Friday, June 11, 2010

Challenges to compassion

Whenever I put in more hours at clinic, like this week, I am challenged to remain compassionate in the midst of medical 'problems'. Not every patient -in fact most are not very sick.......and thankfully have acute self limiting illnesses. But the few who are ill can pose a challenge to compassionate care. This is because medicine is never just technological and curative as we deal with frail humans, not machines. People have many emotional and spiritual (although this they may not even be aware of) baggages that go along with the physical ailment.
I saw an elderly woman who had had part of her foot amputated for diabetic gangrene. Her son brought her - and he was loudly scolding her (she is hard of hearing) for not allowing the hospital doctors to amputate the leg further up, as they recommended. In her fear of the loss she refused to sign the consent and only a part of her foot - two toes were amputated. I removed the bandage - and there was the wound looking unhealthy and smelling strongly of dead (necrotic) tissue. I tried to get her to understand why a higher amputation has to be done (explaining in my poor Cantonese the technical stuff about the tissue being dead further down because of poor blood supply and not able to heal etc )......while she on her part begged me (with hands clasped together...) to please do something to save her foot. At last her son scolded her and told her in no uncertain terms that she would die if the leg was not amputated.......I guess I played my role (as expected by the son) to advise her to cooperate with the amputation, as he was going to take her back to hospital. For the woman she may have hoped against hope that I could perform the miracle cure and make the wound heal. At such times perhaps the real healing (as opposed to cure) she needs is caring compassionate presence......rather than family members who are too stressed and worried to be of much help or doctors who need to play a certain medical role.

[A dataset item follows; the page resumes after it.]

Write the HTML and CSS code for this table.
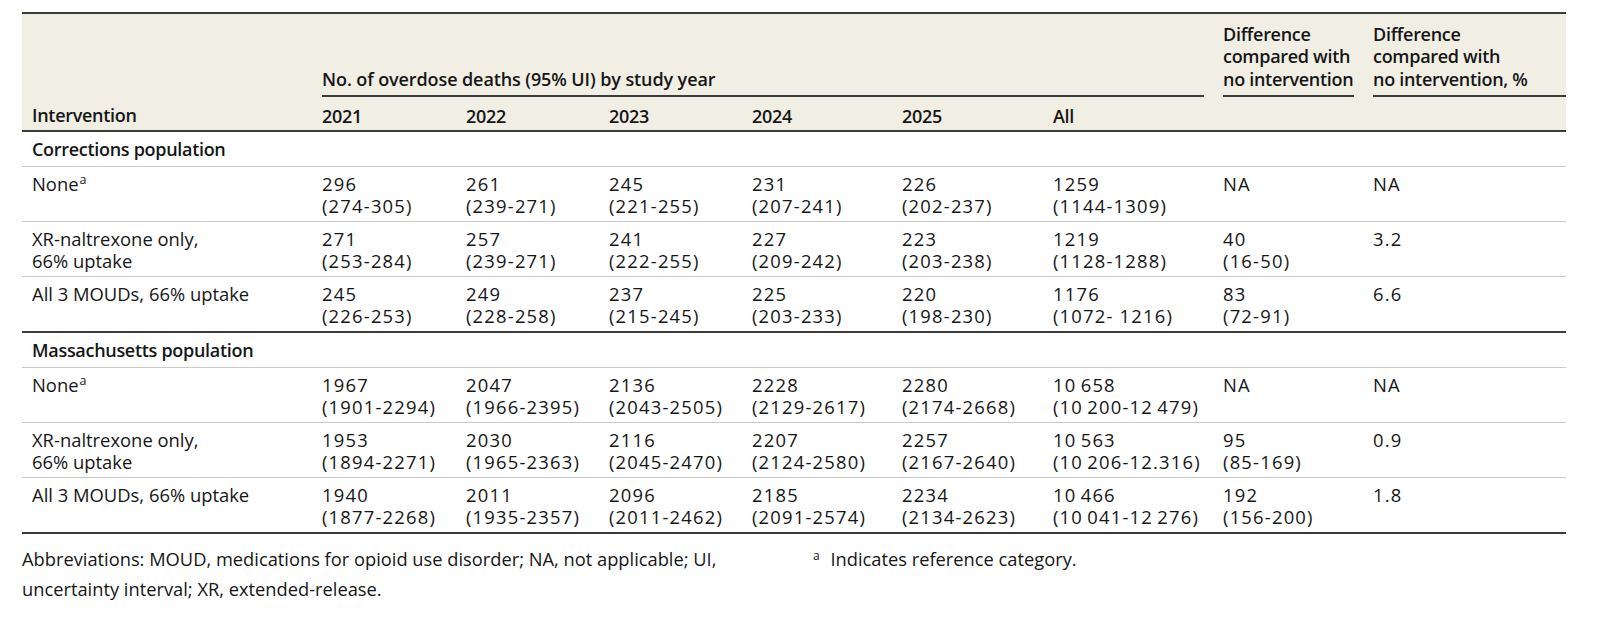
FILE: index.html
```html
<!DOCTYPE html>
<html lang="en">
<head>
<meta charset="utf-8">
<title>Overdose deaths by intervention</title>
<link rel="stylesheet" href="styles.css">
</head>
<body>
<div class="page">
  <table class="data">
    <colgroup>
      <col class="w-int">
      <col class="w-y1">
      <col class="w-y2">
      <col class="w-y3">
      <col class="w-y4">
      <col class="w-y5">
      <col class="w-all">
      <col class="w-diff">
      <col class="w-pct">
    </colgroup>
    <thead>
      <tr class="h1">
        <th rowspan="2" class="c-int">Intervention</th>
        <th colspan="6" class="grp"><div class="ul">No. of overdose deaths (95% UI) by study year</div></th>
        <th class="grp"><div class="ul">Difference<br>compared with<br>no intervention</div></th>
        <th class="grp last"><div class="ul">Difference<br>compared with<br>no intervention, %</div></th>
      </tr>
      <tr class="h2">
        <th>2021</th>
        <th>2022</th>
        <th>2023</th>
        <th>2024</th>
        <th>2025</th>
        <th>All</th>
        <th></th>
        <th></th>
      </tr>
    </thead>
    <tbody>
      <tr class="sec"><td colspan="9" class="c-int">Corrections population</td></tr>
      <tr>
        <td class="c-int">None<sup>a</sup></td>
        <td class="num">296<br>(274-305)</td>
        <td class="num">261<br>(239-271)</td>
        <td class="num">245<br>(221-255)</td>
        <td class="num">231<br>(207-241)</td>
        <td class="num">226<br>(202-237)</td>
        <td class="num">1259<br>(1144-1309)</td>
        <td class="num">NA</td>
        <td class="num">NA</td>
      </tr>
      <tr>
        <td class="c-int">XR-naltrexone only,<br>66% uptake</td>
        <td class="num">271<br>(253-284)</td>
        <td class="num">257<br>(239-271)</td>
        <td class="num">241<br>(222-255)</td>
        <td class="num">227<br>(209-242)</td>
        <td class="num">223<br>(203-238)</td>
        <td class="num">1219<br>(1128-1288)</td>
        <td class="num">40<br>(16-50)</td>
        <td class="num">3.2</td>
      </tr>
      <tr class="endgrp">
        <td class="c-int">All 3 MOUDs, 66% uptake</td>
        <td class="num">245<br>(226-253)</td>
        <td class="num">249<br>(228-258)</td>
        <td class="num">237<br>(215-245)</td>
        <td class="num">225<br>(203-233)</td>
        <td class="num">220<br>(198-230)</td>
        <td class="num">1176<br>(1072- 1216)</td>
        <td class="num">83<br>(72-91)</td>
        <td class="num">6.6</td>
      </tr>
      <tr class="sec"><td colspan="9" class="c-int">Massachusetts population</td></tr>
      <tr>
        <td class="c-int">None<sup>a</sup></td>
        <td class="num">1967<br>(1901-2294)</td>
        <td class="num">2047<br>(1966-2395)</td>
        <td class="num">2136<br>(2043-2505)</td>
        <td class="num">2228<br>(2129-2617)</td>
        <td class="num">2280<br>(2174-2668)</td>
        <td class="num">10&#8201;658<br>(10&#8201;200-12&#8201;479)</td>
        <td class="num">NA</td>
        <td class="num">NA</td>
      </tr>
      <tr>
        <td class="c-int">XR-naltrexone only,<br>66% uptake</td>
        <td class="num">1953<br>(1894-2271)</td>
        <td class="num">2030<br>(1965-2363)</td>
        <td class="num">2116<br>(2045-2470)</td>
        <td class="num">2207<br>(2124-2580)</td>
        <td class="num">2257<br>(2167-2640)</td>
        <td class="num">10&#8201;563<br>(10&#8201;206-12.316)</td>
        <td class="num">95<br>(85-169)</td>
        <td class="num">0.9</td>
      </tr>
      <tr class="endgrp">
        <td class="c-int">All 3 MOUDs, 66% uptake</td>
        <td class="num">1940<br>(1877-2268)</td>
        <td class="num">2011<br>(1935-2357)</td>
        <td class="num">2096<br>(2011-2462)</td>
        <td class="num">2185<br>(2091-2574)</td>
        <td class="num">2234<br>(2134-2623)</td>
        <td class="num">10&#8201;466<br>(10&#8201;041-12&#8201;276)</td>
        <td class="num">192<br>(156-200)</td>
        <td class="num">1.8</td>
      </tr>
    </tbody>
  </table>
  <div class="notes">
    <p class="note">Abbreviations: MOUD, medications for opioid use disorder; NA, not applicable; UI, uncertainty interval; XR, extended-release.</p>
    <p class="note"><sup>a</sup> Indicates reference category.</p>
  </div>
</div>
</body>
</html>
```

FILE: styles.css
```css
html, body {
  margin: 0;
  padding: 0;
  background: #ffffff;
}

body {
  font-family: "Open Sans", "Liberation Sans", sans-serif;
  color: #161616;
}

.page {
  padding: 12px 31px 0 22px;
}

.data {
  width: 1544px;
  border-collapse: collapse;
  table-layout: fixed;
  font-size: 18px;
  line-height: 22px;
}

.w-int { width: 300px; }
.w-y1 { width: 144px; }
.w-y2 { width: 143px; }
.w-y3 { width: 143px; }
.w-y4 { width: 150px; }
.w-y5 { width: 151px; }
.w-all { width: 170px; }
.w-diff { width: 150px; }
.w-pct { width: 193px; }

thead {
  background: #f1eee4;
  border-top: 2px solid #3c3c3c;
  border-bottom: 2px solid #3c3c3c;
}

th {
  font-weight: 600;
  text-align: left;
  padding: 0;
  letter-spacing: -0.3px;
}

.h1 th.grp {
  vertical-align: bottom;
  padding: 9px 19px 0 0;
  line-height: 22.4px;
}

.h1 th.grp.last {
  padding-right: 0;
}

.grp .ul {
  border-bottom: 2px solid #3c3c3c;
  padding-bottom: 5px;
}

th[colspan] .ul {
  letter-spacing: -0.1px;
}

.c-int {
  padding-left: 10px;
}

th.c-int {
  vertical-align: bottom;
  padding-bottom: 4px;
}

.h2 th {
  padding: 8px 0 3px 0;
}

td {
  padding: 6px 0 4px 0;
  vertical-align: top;
  font-weight: 400;
  font-size: 18.4px;
}

tbody tr {
  border-bottom: 1px solid #c9c9c9;
}

tbody tr.endgrp {
  border-bottom: 2px solid #3c3c3c;
}

tr.sec td {
  font-weight: 600;
  font-size: 18px;
  padding: 6px 0 6px 10px;
  letter-spacing: -0.3px;
}

.num {
  letter-spacing: 1.2px;
}

sup {
  font-size: 12.5px;
  line-height: 0;
  vertical-align: 7px;
  margin-left: 1px;
}

.notes {
  display: flex;
  gap: 80px;
  padding-top: 10px;
  font-size: 18.3px;
  line-height: 30px;
}

.note {
  margin: 0;
}

.note:first-child {
  width: 710px;
}

.note sup {
  font-size: 12px;
  vertical-align: 6px;
  margin-right: 6px;
}
```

I don't meet such patients often, but even the occasional encounter leaves a feeling of sadness and helplessness. I could imagine the elderly woman's fear of the anticipated loss - of mobility, of a body part, of who she is......(one of the things she said was...."at my age how could I live with my leg cut off?" ) Much of the time, doctors have to go on as 'normal', yet, when such a stance is taken for many years, we may lose a part of ourselves - that of being human and vulnerable. I was thankful that the clinic was not really busy and I could sit with my feelings for a while. O God, have mercy on all of us, for we need You, even those who don't know that they do. Amen.